Worth Fighting For

From Arwen Moser's 9/11 reflection.

The teaching of the Catholic Church is that war is fought justly only according to the principle of double effect. This means it must be a last resort, must cause no disproportionate evil, and must be sought for the sake of the good to be achieved. This means that wars that seek only revenge or power - as so many wars throughout human history have - are not justifiable. Only wars that seek to protect a good can be justified.

G.K. Chesterton, master of the succinct, said it perfectly:

“The true soldier fights not because he hates what is in front of him, but because he loves what is behind him.”

What is it that the true soldier loves behind him?

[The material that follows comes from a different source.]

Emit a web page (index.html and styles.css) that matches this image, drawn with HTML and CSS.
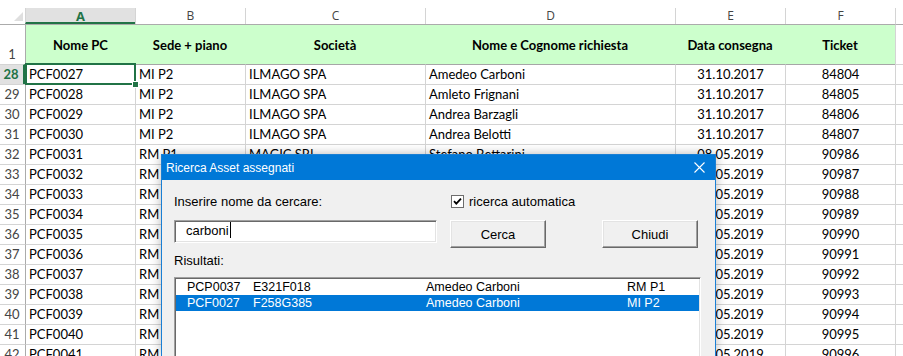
FILE: index.html
```html
<!DOCTYPE html>
<html lang="it">
<head>
    <meta charset="UTF-8">
    <title>Ricerca Asset assegnati</title>
    <link rel="stylesheet" href="styles.css">
</head>
<body>

    <div class="sheet">
        <div class="topbar"></div>

        <div class="row colhead">
            <div class="corner"><span class="tri"></span></div>
            <div class="ch active">A</div>
            <div class="ch">B</div>
            <div class="ch">C</div>
            <div class="ch">D</div>
            <div class="ch">E</div>
            <div class="ch">F</div>
            <div class="ch"></div>
        </div>

        <div class="row head">
            <div class="rh">1</div>
            <div class="c">Nome PC</div>
            <div class="c">Sede + piano</div>
            <div class="c">Società</div>
            <div class="c">Nome e Cognome richiesta</div>
            <div class="c">Data consegna</div>
            <div class="c">Ticket</div>
            <div class="c blank"></div>
        </div>

        <div class="row first">
            <div class="rh sel">28</div>
            <div class="c cur">PCF0027</div>
            <div class="c">MI P2</div>
            <div class="c">ILMAGO SPA</div>
            <div class="c">Amedeo Carboni</div>
            <div class="c mid">31.10.2017</div>
            <div class="c mid">84804</div>
            <div class="c"></div>
        </div>
        <div class="row">
            <div class="rh">29</div>
            <div class="c">PCF0028</div>
            <div class="c">MI P2</div>
            <div class="c">ILMAGO SPA</div>
            <div class="c">Amleto Frignani</div>
            <div class="c mid">31.10.2017</div>
            <div class="c mid">84805</div>
            <div class="c"></div>
        </div>
        <div class="row">
            <div class="rh">30</div>
            <div class="c">PCF0029</div>
            <div class="c">MI P2</div>
            <div class="c">ILMAGO SPA</div>
            <div class="c">Andrea Barzagli</div>
            <div class="c mid">31.10.2017</div>
            <div class="c mid">84806</div>
            <div class="c"></div>
        </div>
        <div class="row">
            <div class="rh">31</div>
            <div class="c">PCF0030</div>
            <div class="c">MI P2</div>
            <div class="c">ILMAGO SPA</div>
            <div class="c">Andrea Belotti</div>
            <div class="c mid">31.10.2017</div>
            <div class="c mid">84807</div>
            <div class="c"></div>
        </div>
        <div class="row">
            <div class="rh">32</div>
            <div class="c">PCF0031</div>
            <div class="c">RM P1</div>
            <div class="c">MAGIC SRL</div>
            <div class="c">Stefano Bettarini</div>
            <div class="c mid">08.05.2019</div>
            <div class="c mid">90986</div>
            <div class="c"></div>
        </div>
        <div class="row">
            <div class="rh">33</div>
            <div class="c">PCF0032</div>
            <div class="c">RM P1</div>
            <div class="c"></div>
            <div class="c"></div>
            <div class="c mid">08.05.2019</div>
            <div class="c mid">90987</div>
            <div class="c"></div>
        </div>
        <div class="row">
            <div class="rh">34</div>
            <div class="c">PCF0033</div>
            <div class="c">RM P1</div>
            <div class="c"></div>
            <div class="c"></div>
            <div class="c mid">08.05.2019</div>
            <div class="c mid">90988</div>
            <div class="c"></div>
        </div>
        <div class="row">
            <div class="rh">35</div>
            <div class="c">PCF0034</div>
            <div class="c">RM P1</div>
            <div class="c"></div>
            <div class="c"></div>
            <div class="c mid">08.05.2019</div>
            <div class="c mid">90989</div>
            <div class="c"></div>
        </div>
        <div class="row">
            <div class="rh">36</div>
            <div class="c">PCF0035</div>
            <div class="c">RM P1</div>
            <div class="c"></div>
            <div class="c"></div>
            <div class="c mid">08.05.2019</div>
            <div class="c mid">90990</div>
            <div class="c"></div>
        </div>
        <div class="row">
            <div class="rh">37</div>
            <div class="c">PCF0036</div>
            <div class="c">RM P1</div>
            <div class="c"></div>
            <div class="c"></div>
            <div class="c mid">08.05.2019</div>
            <div class="c mid">90991</div>
            <div class="c"></div>
        </div>
        <div class="row">
            <div class="rh">38</div>
            <div class="c">PCF0037</div>
            <div class="c">RM P1</div>
            <div class="c"></div>
            <div class="c"></div>
            <div class="c mid">08.05.2019</div>
            <div class="c mid">90992</div>
            <div class="c"></div>
        </div>
        <div class="row">
            <div class="rh">39</div>
            <div class="c">PCF0038</div>
            <div class="c">RM P1</div>
            <div class="c"></div>
            <div class="c"></div>
            <div class="c mid">08.05.2019</div>
            <div class="c mid">90993</div>
            <div class="c"></div>
        </div>
        <div class="row">
            <div class="rh">40</div>
            <div class="c">PCF0039</div>
            <div class="c">RM P1</div>
            <div class="c"></div>
            <div class="c"></div>
            <div class="c mid">08.05.2019</div>
            <div class="c mid">90994</div>
            <div class="c"></div>
        </div>
        <div class="row">
            <div class="rh">41</div>
            <div class="c">PCF0040</div>
            <div class="c">RM P1</div>
            <div class="c"></div>
            <div class="c"></div>
            <div class="c mid">08.05.2019</div>
            <div class="c mid">90995</div>
            <div class="c"></div>
        </div>
        <div class="row">
            <div class="rh">42</div>
            <div class="c">PCF0041</div>
            <div class="c">RM P1</div>
            <div class="c"></div>
            <div class="c"></div>
            <div class="c mid">08.05.2019</div>
            <div class="c mid">90996</div>
            <div class="c"></div>
        </div>
    </div>

    <div class="dialog">
        <div class="titlebar">
            <span>Ricerca Asset assegnati</span>
            <svg class="close" width="11" height="11" viewBox="0 0 11 11">
                <path d="M0.5 0.5 L10.5 10.5 M10.5 0.5 L0.5 10.5" stroke="#fff" stroke-width="1.1" fill="none"/>
            </svg>
        </div>
        <div class="dlg-body">
            <div class="line1">
                <span class="lbl">Inserire nome da cercare:</span>
                <label class="chk">
                    <svg width="13" height="13" viewBox="0 0 13 13">
                        <rect x="0.5" y="0.5" width="12" height="12" fill="#fff" stroke="#6d6d6d"/>
                        <path d="M3 6.2 L5.3 8.6 L10 3.6" stroke="#000" stroke-width="1.8" fill="none"/>
                    </svg>
                    <span>ricerca automatica</span>
                </label>
            </div>
            <div class="line2">
                <div class="textbox">carboni<span class="caret"></span></div>
                <button class="btn cerca">Cerca</button>
                <button class="btn chiudi">Chiudi</button>
            </div>
            <div class="lbl risultati">Risultati:</div>
            <div class="listbox">
                <div class="item">
                    <span>PCP0037</span><span>E321F018</span><span>Amedeo Carboni</span><span>RM P1</span>
                </div>
                <div class="item sel">
                    <span>PCF0027</span><span>F258G385</span><span>Amedeo Carboni</span><span>MI P2</span>
                </div>
            </div>
        </div>
    </div>

</body>
</html>
```

FILE: styles.css
```css
body {
    margin: 0;
    width: 903px;
    height: 356px;
    overflow: hidden;
    position: relative;
    background: #fff;
    font-family: Lato, "Liberation Sans", sans-serif;
    font-size: 13px;
    color: #000;
}
.sheet {
    height: 356px;
    overflow: hidden;
}
.topbar {
    height: 8px;
}
.row {
    display: grid;
    grid-template-columns: 25px 110px 110px 180px 250px 110px 110px 8px;
    height: 20px;
}
.row > div {
    box-sizing: border-box;
    border-left: 1px solid #d4d4d4;
    border-top: 1px solid #d4d4d4;
    white-space: nowrap;
    overflow: hidden;
    line-height: 19px;
}
.c {
    padding-left: 3px;
}
.mid {
    text-align: center;
    padding-left: 0;
}

/* column letters */
.colhead {
    height: 16px;
}
.colhead > div {
    border-top: none;
    line-height: 16px;
}
.corner {
    position: relative;
    border-left: none !important;
}
.tri {
    position: absolute;
    right: 2px;
    bottom: 3px;
    width: 0;
    height: 0;
    border-left: 9px solid transparent;
    border-bottom: 9px solid #dfdfdf;
}
.ch {
    text-align: center;
    font-family: "Open Sans", sans-serif;
    font-size: 12px;
    color: #444;
}
.ch.active {
    background: #e1e1e1;
    color: #217346;
    font-weight: bold;
    font-size: 13px;
    border-bottom: 2px solid #217346;
}

/* row numbers */
.rh {
    border-left: none !important;
    text-align: center;
    color: #444;
    padding-right: 1px;
}
.row > .c:nth-child(2) {
    border-left-color: #ababab;
}
.rh.sel {
    background: #e1e1e1;
    color: #217346;
    font-weight: bold;
    border-right: 2px solid #217346;
}

/* table heading row */
.head {
    height: 40px;
}
.head > div {
    border-top-color: #ababab;
    line-height: 40px;
}
.head .rh {
    line-height: 14px;
    padding-top: 22px;
}
.head .c {
    background: #ccffcc;
    font-weight: bold;
    text-align: center;
    padding-left: 0;
}
.head .c + .c {
    border-left: none;
}
.head .c.blank {
    background: #fff;
    border-left: 1px solid #d4d4d4;
}
.first > .c {
    border-top-color: #a6a6a6;
}
.first > .c:last-child {
    border-top-color: #d4d4d4;
}
.cur {
    position: relative;
    overflow: visible !important;
}
.cur::after {
    content: "";
    position: absolute;
    left: -1px;
    top: -2px;
    right: -1px;
    bottom: -1px;
    border: 2px solid #217346;
}
.cur::before {
    content: "";
    position: absolute;
    right: -4px;
    bottom: -4px;
    width: 5px;
    height: 5px;
    background: #217346;
    border: 1px solid #fff;
    z-index: 2;
}

/* dialog */
.dialog {
    position: absolute;
    left: 161px;
    top: 154px;
    width: 553px;
    height: 201px;
    overflow: hidden;
    background: #f0f0f0;
    border: 1px solid #1a7fd4;
    border-bottom: none;
    box-shadow: 0 0 10px rgba(0, 0, 0, 0.28);
    font-family: "Liberation Sans", Arial, sans-serif;
    font-size: 13px;
}
.titlebar {
    height: 25px;
    background: #0078d7;
    color: #fff;
    font-size: 12px;
    display: flex;
    align-items: center;
    padding-left: 4px;
}
.close {
    margin-left: auto;
    margin-right: 10px;
}
.dlg-body {
    padding-left: 12px;
}
.line1 {
    display: flex;
    align-items: center;
    height: 16px;
    margin-top: 13px;
}
.line1 .lbl {
    width: 277px;
}
.chk {
    display: flex;
    align-items: center;
    gap: 5px;
}
.chk svg {
    display: block;
}
.line2 {
    display: flex;
    align-items: flex-start;
    margin-top: 11px;
    height: 28px;
}
.textbox {
    box-sizing: border-box;
    width: 263px;
    height: 23px;
    background: #fff;
    border-top: 1px solid #a0a0a0;
    border-left: 1px solid #a0a0a0;
    border-right: 1px solid #fff;
    border-bottom: 1px solid #fff;
    box-shadow: inset 1px 1px 0 #696969, inset -1px -1px 0 #e3e3e3;
    padding-left: 11px;
    line-height: 20px;
}
.caret {
    display: inline-block;
    width: 1px;
    height: 16px;
    background: #000;
    vertical-align: -3px;
    margin-left: 1px;
}
.btn {
    box-sizing: border-box;
    width: 96px;
    height: 28px;
    padding: 0;
    background: #f0f0f0;
    font-family: "Liberation Sans", Arial, sans-serif;
    font-size: 13px;
    color: #000;
    border-top: 1px solid #fff;
    border-left: 1px solid #fff;
    border-right: 1px solid #696969;
    border-bottom: 1px solid #696969;
    box-shadow: inset -1px -1px 0 #a0a0a0, inset 1px 1px 0 #e3e3e3;
}
.cerca {
    margin-left: 13px;
}
.chiudi {
    margin-left: 56px;
}
.risultati {
    margin-top: 5px;
    height: 16px;
    line-height: 16px;
}
.listbox {
    box-sizing: border-box;
    margin-top: 8px;
    width: 527px;
    height: 90px;
    background: #fff;
    border-top: 1px solid #a0a0a0;
    border-left: 1px solid #a0a0a0;
    border-right: 1px solid #fff;
    box-shadow: inset 1px 1px 0 #696969, inset -1px 0 0 #e3e3e3;
    padding: 1px 1px 0 1px;
}
.item {
    display: grid;
    grid-template-columns: 66px 173px 201px 1fr;
    height: 16px;
    line-height: 16px;
    padding-left: 11px;
    font-size: 12.5px;
    white-space: nowrap;
}
.item.sel {
    background: #0078d7;
    color: #fff;
}
```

My mind jumps immediately to L.M. Montgomery’s Rilla of Ingleside, to a letter that her older brother Walter writes to Rilla from the trenches of the Great War. In it, he tells her that he is fighting so that the poets, the workers, the dreamers of the world may live in peace… and so that she may marry and raise children and live a life of love and laughter. The good that Walter loves has nothing to do with empires or with great power. It is ordinary life that he loves, and for which he is willing to sacrifice everything.

I think that today, as we remember the past and face the possibilities of the future, we can do honor to those who have died by recognizing that loving our country means loving that which God intended everyone to have: the freedom in which to serve Him in the peace of ordinary life, day in and day out. Many in our nation’s past have had to sacrifice in order that we might have that, and more in the future will do so. We can celebrate their sacrifices, today and every day, by living our ordinary, peaceful lives as best we can… and by recognizing what a gift it is that we have that privilege.